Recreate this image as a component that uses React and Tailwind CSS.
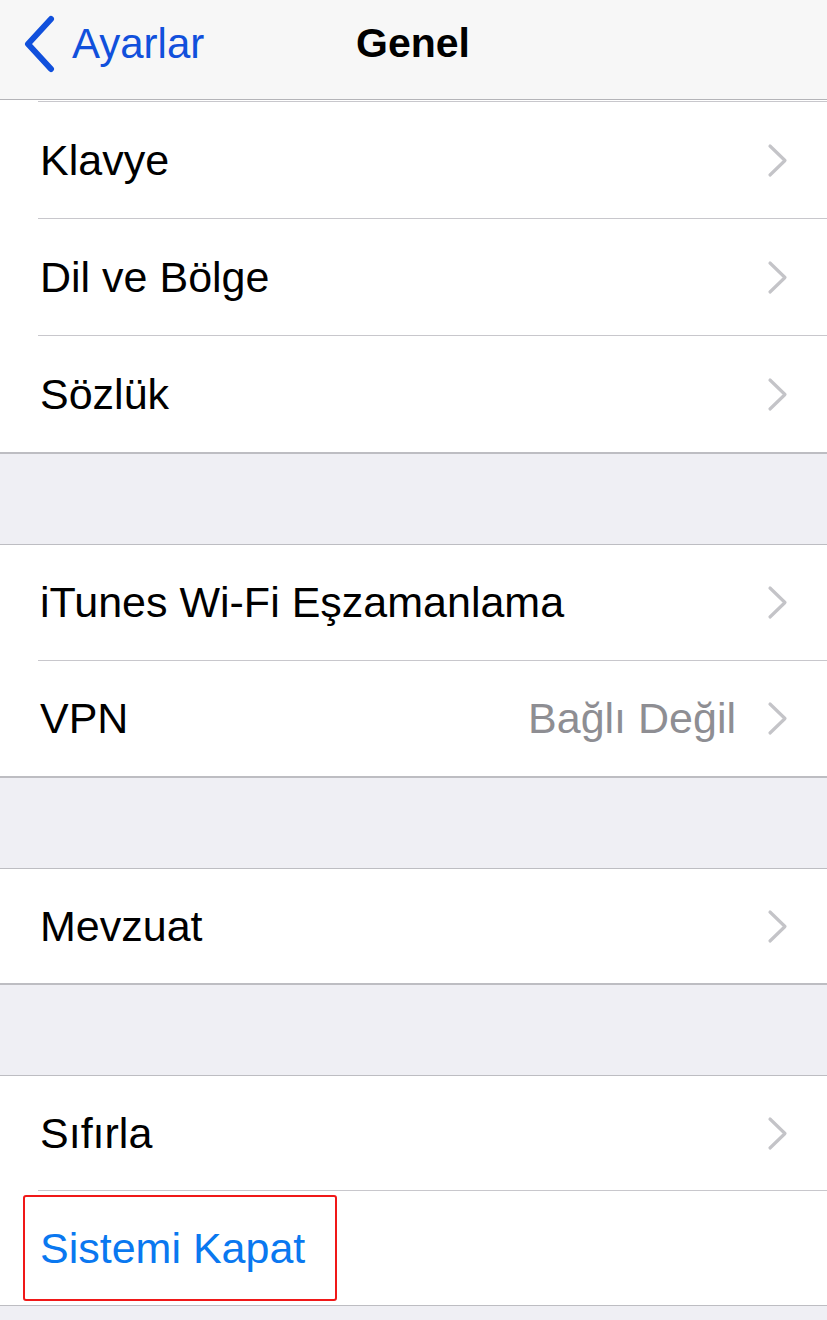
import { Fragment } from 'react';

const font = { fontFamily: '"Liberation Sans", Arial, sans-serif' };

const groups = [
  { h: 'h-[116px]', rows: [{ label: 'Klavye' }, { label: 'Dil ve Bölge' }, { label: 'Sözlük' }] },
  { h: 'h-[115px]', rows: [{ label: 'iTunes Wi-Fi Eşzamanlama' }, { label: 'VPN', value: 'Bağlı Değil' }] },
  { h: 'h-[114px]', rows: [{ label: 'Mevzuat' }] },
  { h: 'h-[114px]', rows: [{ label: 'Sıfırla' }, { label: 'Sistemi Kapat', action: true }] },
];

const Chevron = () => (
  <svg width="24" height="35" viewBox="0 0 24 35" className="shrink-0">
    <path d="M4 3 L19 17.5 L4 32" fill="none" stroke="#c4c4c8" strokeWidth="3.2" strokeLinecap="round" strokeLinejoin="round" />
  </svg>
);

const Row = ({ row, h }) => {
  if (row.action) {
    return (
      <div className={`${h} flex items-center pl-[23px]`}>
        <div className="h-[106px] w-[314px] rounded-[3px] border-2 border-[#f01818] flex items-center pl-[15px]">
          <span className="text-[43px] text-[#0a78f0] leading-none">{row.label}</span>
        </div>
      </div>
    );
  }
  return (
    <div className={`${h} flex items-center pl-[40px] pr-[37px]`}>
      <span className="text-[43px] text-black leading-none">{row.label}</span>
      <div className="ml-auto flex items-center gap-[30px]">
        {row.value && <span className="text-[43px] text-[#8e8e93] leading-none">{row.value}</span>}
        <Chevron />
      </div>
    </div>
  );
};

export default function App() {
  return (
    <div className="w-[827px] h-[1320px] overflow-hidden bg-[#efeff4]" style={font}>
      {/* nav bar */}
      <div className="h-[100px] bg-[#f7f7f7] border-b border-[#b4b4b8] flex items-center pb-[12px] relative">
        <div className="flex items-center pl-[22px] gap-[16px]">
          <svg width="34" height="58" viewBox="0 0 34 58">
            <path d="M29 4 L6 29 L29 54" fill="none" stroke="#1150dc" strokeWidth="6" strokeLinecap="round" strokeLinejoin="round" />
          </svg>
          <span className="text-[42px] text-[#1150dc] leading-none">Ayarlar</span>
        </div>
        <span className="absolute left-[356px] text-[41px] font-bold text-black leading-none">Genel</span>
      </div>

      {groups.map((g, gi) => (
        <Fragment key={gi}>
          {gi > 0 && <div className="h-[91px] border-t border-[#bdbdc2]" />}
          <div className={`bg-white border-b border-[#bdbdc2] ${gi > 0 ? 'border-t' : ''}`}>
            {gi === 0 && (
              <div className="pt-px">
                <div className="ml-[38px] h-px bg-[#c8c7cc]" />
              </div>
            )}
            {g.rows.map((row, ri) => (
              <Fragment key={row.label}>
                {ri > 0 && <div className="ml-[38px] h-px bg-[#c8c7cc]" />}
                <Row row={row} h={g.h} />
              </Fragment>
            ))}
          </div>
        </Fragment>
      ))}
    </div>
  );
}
+ + +
Given request
Return the material word for word. Pictures are not part of the copy.

The reply
Recreate this image as a component that uses React and Tailwind CSS.
import { Fragment } from 'react';

const font = { fontFamily: '"Liberation Sans", Arial, sans-serif' };

const groups = [
  { h: 'h-[116px]', rows: [{ label: 'Klavye' }, { label: 'Dil ve Bölge' }, { label: 'Sözlük' }] },
  { h: 'h-[115px]', rows: [{ label: 'iTunes Wi-Fi Eşzamanlama' }, { label: 'VPN', value: 'Bağlı Değil' }] },
  { h: 'h-[114px]', rows: [{ label: 'Mevzuat' }] },
  { h: 'h-[114px]', rows: [{ label: 'Sıfırla' }, { label: 'Sistemi Kapat', action: true }] },
];

const Chevron = () => (
  <svg width="24" height="35" viewBox="0 0 24 35" className="shrink-0">
    <path d="M4 3 L19 17.5 L4 32" fill="none" stroke="#c4c4c8" strokeWidth="3.2" strokeLinecap="round" strokeLinejoin="round" />
  </svg>
);

const Row = ({ row, h }) => {
  if (row.action) {
    return (
      <div className={`${h} flex items-center pl-[23px]`}>
        <div className="h-[106px] w-[314px] rounded-[3px] border-2 border-[#f01818] flex items-center pl-[15px]">
          <span className="text-[43px] text-[#0a78f0] leading-none">{row.label}</span>
        </div>
      </div>
    );
  }
  return (
    <div className={`${h} flex items-center pl-[40px] pr-[37px]`}>
      <span className="text-[43px] text-black leading-none">{row.label}</span>
      <div className="ml-auto flex items-center gap-[30px]">
        {row.value && <span className="text-[43px] text-[#8e8e93] leading-none">{row.value}</span>}
        <Chevron />
      </div>
    </div>
  );
};

export default function App() {
  return (
    <div className="w-[827px] h-[1320px] overflow-hidden bg-[#efeff4]" style={font}>
      {/* nav bar */}
      <div className="h-[100px] bg-[#f7f7f7] border-b border-[#b4b4b8] flex items-center pb-[12px] relative">
        <div className="flex items-center pl-[22px] gap-[16px]">
          <svg width="34" height="58" viewBox="0 0 34 58">
            <path d="M29 4 L6 29 L29 54" fill="none" stroke="#1150dc" strokeWidth="6" strokeLinecap="round" strokeLinejoin="round" />
          </svg>
          <span className="text-[42px] text-[#1150dc] leading-none">Ayarlar</span>
        </div>
        <span className="absolute left-[356px] text-[41px] font-bold text-black leading-none">Genel</span>
      </div>

      {groups.map((g, gi) => (
        <Fragment key={gi}>
          {gi > 0 && <div className="h-[91px] border-t border-[#bdbdc2]" />}
          <div className={`bg-white border-b border-[#bdbdc2] ${gi > 0 ? 'border-t' : ''}`}>
            {gi === 0 && (
              <div className="pt-px">
                <div className="ml-[38px] h-px bg-[#c8c7cc]" />
              </div>
            )}
            {g.rows.map((row, ri) => (
              <Fragment key={row.label}>
                {ri > 0 && <div className="ml-[38px] h-px bg-[#c8c7cc]" />}
                <Row row={row} h={g.h} />
              </Fragment>
            ))}
          </div>
        </Fragment>
      ))}
    </div>
  );
}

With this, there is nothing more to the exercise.